Problem to solve: Of the lines in this material, how many contain "that"? Answer with a single number only.

◇ ◇ ◇ ◇

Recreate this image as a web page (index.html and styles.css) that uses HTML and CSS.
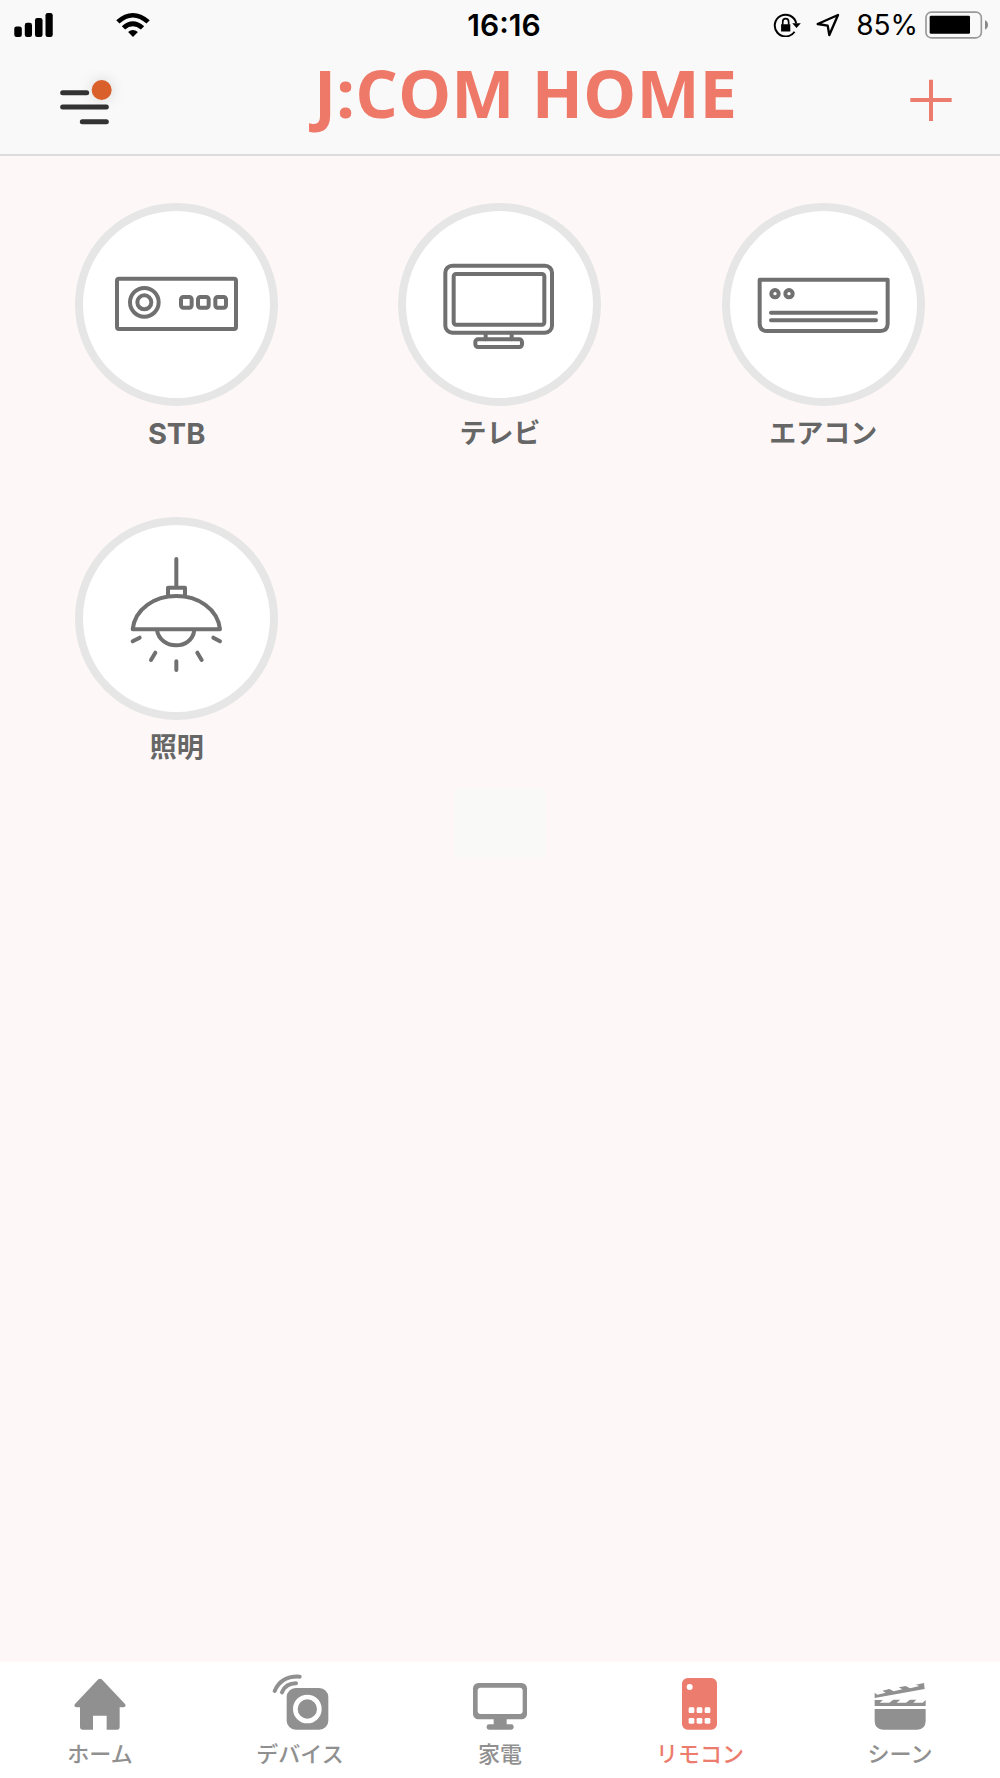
FILE: index.html
```html
<!DOCTYPE html>
<html lang="ja">
<head>
<meta charset="utf-8">
<meta name="viewport" content="width=device-width, initial-scale=1">
<title>J:COM HOME</title>
<link rel="stylesheet" href="styles.css">
</head>
<body>
<div class="app">
  <header class="header">
    <div class="status">
      <div class="status-side">
        <svg class="signal" viewBox="43 36 117 73" aria-hidden="true"><rect x="43" y="77" width="23" height="32" rx="7"/><rect x="75" y="66" width="22" height="43" rx="7"/><rect x="106" y="51" width="23" height="58" rx="7"/><rect x="138" y="36" width="22" height="73" rx="7"/></svg>
        <svg class="wifi" viewBox="348 36 102 73" aria-hidden="true"><path d="M348 58Q398 14 450 58L440 68Q398 31 358 68ZM365 76Q398 46 433 76L423 86Q398 66 375 86ZM384 94Q398 81 414 94L399 109Z"/></svg>
      </div>
      <time class="clock">16:16</time>
      <div class="status-side status-right">
        <svg class="lock" viewBox="72 36 84 73" aria-hidden="true"><path d="M137 93A33 33 0 1 1 142 67" fill="none" stroke="#000" stroke-width="6"/><path d="M130 67H156L143 82ZM96 70H124V92H96Z"/><path d="M101 72V63A9 10 0 0 1 119 63V72" fill="none" stroke="#000" stroke-width="5"/></svg>
        <svg class="location" viewBox="201 38 72 72" aria-hidden="true"><path d="M267 44L206 71L236 76L241 104Z" fill="none" stroke="#000" stroke-width="7" stroke-linejoin="round"/></svg>
        <span class="percent">85%</span>
        <svg class="battery" viewBox="525 31 189 83" aria-hidden="true"><rect x="528" y="34" width="166" height="77" rx="16" fill="none" stroke="#999" stroke-width="5"/><rect x="539" y="45" width="121" height="54" rx="4"/><path d="M705 58Q714 62 714 72T705 87Z" fill="#888"/></svg>
      </div>
    </div>
    <div class="titlebar">
      <button class="icon-button menu" type="button" aria-label="メニュー">
        <svg viewBox="156 210 216 180" aria-hidden="true"><path d="M188 278H260M188 321H319M247 365H319" stroke="#333" stroke-width="15" stroke-linecap="round"/><circle class="badge" cx="305" cy="270" r="30"/></svg>
      </button>
      <h1 class="title">J:COM HOME</h1>
      <button class="icon-button add" type="button" aria-label="追加">
        <svg viewBox="453 210 180 180" aria-hidden="true"><path d="M481 300H605M543 239V363" stroke="#ec7d6e" stroke-width="12"/></svg>
      </button>
    </div>
  </header>

  <main class="devices">
    <button class="device" type="button">
      <svg class="device-icon" viewBox="69 63 561 561" aria-hidden="true"><rect x="171" y="266" width="357" height="151" rx="6"/><circle cx="253" cy="337" r="43"/><circle cx="253" cy="337" r="21"/><rect x="363" y="321" width="32" height="32" rx="7"/><rect x="414" y="321" width="32" height="32" rx="7"/><rect x="466" y="321" width="32" height="32" rx="7"/></svg>
      <span lang="en">STB</span>
    </button>
    <button class="device" type="button">
      <svg class="device-icon" viewBox="80 63 561 561" aria-hidden="true"><rect x="198" y="227" width="320" height="201" rx="21"/><rect x="223" y="252" width="272" height="152" rx="7"/><path d="M319 430V448M397 430V448"/><rect x="288" y="448" width="140" height="23" rx="8"/></svg>
      <span>テレビ</span>
    </button>
    <button class="device" type="button">
      <svg class="device-icon" viewBox="90 63 561 561" aria-hidden="true"><path d="M179 269H563V402Q562 423 541 423H201Q180 423 179 402ZM213 368H528M213 391H528"/><circle cx="225" cy="311" r="11"/><circle cx="267" cy="311" r="11"/></svg>
      <span>エアコン</span>
    </button>
    <button class="device" type="button">
      <svg class="device-icon" viewBox="69 60 561 561" aria-hidden="true"><path d="M349 162V246M324 270V248H375V270M218 373C225 310 285 273 349 273S473 310 480 373ZM291 376C301 433 393 439 403 376M218 409L239 398M273 465L286 443M349 469V495M425 465L412 443M480 409L460 398"/></svg>
      <span>照明</span>
    </button>
    <div class="loader" aria-hidden="true"></div>
  </main>

  <nav class="tabs">
    <a class="tab" href="#home">
      <svg class="tab-icon" viewBox="210 96 180 180" aria-hidden="true"><path d="M295 118Q300 114 305 118L375 192Q380 200 371 202H359V262Q359 269 352 269H320V227H279V269H247Q240 269 240 262V202H229Q220 200 225 192Z"/></svg>
      <span>ホーム</span>
    </a>
    <a class="tab" href="#devices">
      <svg class="tab-icon" viewBox="810 96 180 180" aria-hidden="true"><rect x="860" y="144" width="125" height="125" rx="27"/><circle cx="922" cy="207" r="36" fill="none" stroke="#fff" stroke-width="14"/><path d="M824 153Q844 107 899 110M846 157Q857 130 888 130" fill="none" stroke="currentColor" stroke-width="12" stroke-linecap="round"/></svg>
      <span>デバイス</span>
    </a>
    <a class="tab" href="#appliances">
      <svg class="tab-icon" viewBox="210 96 180 180" aria-hidden="true"><rect x="219" y="129" width="162" height="109" rx="16"/><rect x="233" y="143" width="135" height="79" rx="9" fill="#fff"/><path d="M281 236H320V260H281Z"/><rect x="260" y="253" width="81" height="16" rx="7"/></svg>
      <span>家電</span>
    </a>
    <a class="tab tab-active" href="#remote" aria-current="page">
      <svg class="tab-icon" viewBox="810 96 180 180" aria-hidden="true"><rect x="846" y="114" width="105" height="155" rx="17"/><g fill="#fff"><circle cx="869" cy="141" r="9"/><rect x="866" y="202" width="17" height="17" rx="4"/><rect x="890" y="202" width="17" height="17" rx="4"/><rect x="914" y="202" width="17" height="17" rx="4"/><rect x="866" y="234" width="17" height="17" rx="4"/><rect x="890" y="234" width="17" height="17" rx="4"/><rect x="914" y="234" width="17" height="17" rx="4"/></g></svg>
      <span>リモコン</span>
    </a>
    <a class="tab" href="#scenes">
      <svg class="tab-icon" viewBox="360 96 180 180" aria-hidden="true"><path d="M374 207H527V244Q526 269 502 269H399Q375 269 374 244ZM374 198V180H399L389 188H418L430 179H451L440 188H468L480 179H499L490 188H518L527 180V198ZM374 174V158L382 164L407 158L397 152L418 147L431 154L457 148L446 142L467 138L480 145L508 138L497 134L522 129L524 147Z"/></svg>
      <span>シーン</span>
    </a>
  </nav>
</div>
</body>
</html>
```

FILE: styles.css
```css
* {
  box-sizing: border-box;
}

body {
  margin: 0;
  background: #fdf8f7;
  color: #666;
  font-family: Inter, "Noto Sans CJK JP", sans-serif;
}

button {
  padding: 0;
  border: 0;
  background: none;
  color: inherit;
  font: inherit;
  cursor: pointer;
}

svg {
  display: block;
  flex: none;
}

.app {
  display: flex;
  flex-direction: column;
  min-height: 100vh;
}

.header {
  border-bottom: 2px solid #dcdcdc;
  background: #f9f9f9;
}

.status {
  display: grid;
  grid-template-columns: 1fr auto 1fr;
  align-items: center;
  height: 50px;
  padding: 0 12px 0 14px;
  color: #000;
}

.status-side {
  display: flex;
  align-items: center;
}

.status-right {
  justify-content: flex-end;
}

.signal {
  width: 39px;
  height: 24px;
}

.wifi {
  width: 34px;
  height: 24px;
  margin-left: 63px;
}

.clock {
  margin-left: 6px;
  font-size: 30px;
  font-weight: 600;
}

.lock {
  width: 28px;
  height: 24px;
}

.location {
  width: 24px;
  height: 24px;
  margin: 0 16px 0 15px;
}

.percent {
  margin-right: 7px;
  font-size: 28px;
}

.battery {
  width: 63px;
  height: 28px;
}

.titlebar {
  display: grid;
  grid-template-columns: 1fr auto 1fr;
  align-items: center;
  height: 104px;
  padding: 0 39px 4px 52px;
}

.menu {
  justify-self: start;
}

.menu svg {
  width: 72px;
  height: 60px;
}

.badge {
  fill: #d9602a;
  filter: drop-shadow(0 0 20px rgba(0, 0, 0, 0.15));
}

.add {
  justify-self: end;
}

.add svg {
  width: 60px;
  height: 60px;
}

.title {
  align-self: start;
  margin: 0 0 0 38px;
  color: #ee7968;
  font-family: "Open Sans", sans-serif;
  font-size: 67px;
  font-weight: 700;
  line-height: 84px;
}

.devices {
  position: relative;
  display: grid;
  flex: 1;
  grid-template-columns: repeat(3, 1fr);
  align-content: start;
  justify-items: center;
  row-gap: 63px;
  padding: 47px 15px;
}

.device {
  display: flex;
  flex-direction: column;
  align-items: center;
  gap: 8px;
  font-size: 27px;
  font-weight: 700;
  line-height: 40px;
}

.device :lang(en) {
  font-size: 29px;
}

.device-icon {
  width: 203px;
  height: 203px;
  border: 8px solid #e6e6e6;
  border-radius: 50%;
  background: #fff;
  fill: none;
  stroke: #707070;
  stroke-width: 12;
  stroke-linecap: round;
  stroke-linejoin: round;
}

/* Faded-out loading panel that floats over the grid */
.loader {
  position: absolute;
  top: 42%;
  left: 50%;
  width: 90px;
  height: 68px;
  background: #f9faf7;
  transform: translateX(-50%);
  pointer-events: none;
}

.tabs {
  display: grid;
  grid-template-columns: repeat(5, 1fr);
  height: 116px;
  padding-top: 10px;
  background: #fff;
}

.tab {
  display: flex;
  flex-direction: column;
  align-items: center;
  gap: 6px;
  color: #909090;
  font-size: 22px;
  font-weight: 500;
  line-height: 32px;
  text-decoration: none;
}

.tab-active {
  color: #ec7d6e;
}

.tab-icon {
  width: 60px;
  height: 60px;
  fill: currentColor;
}
```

◇ ◇ ◇ ◇

Solution for this problem: 2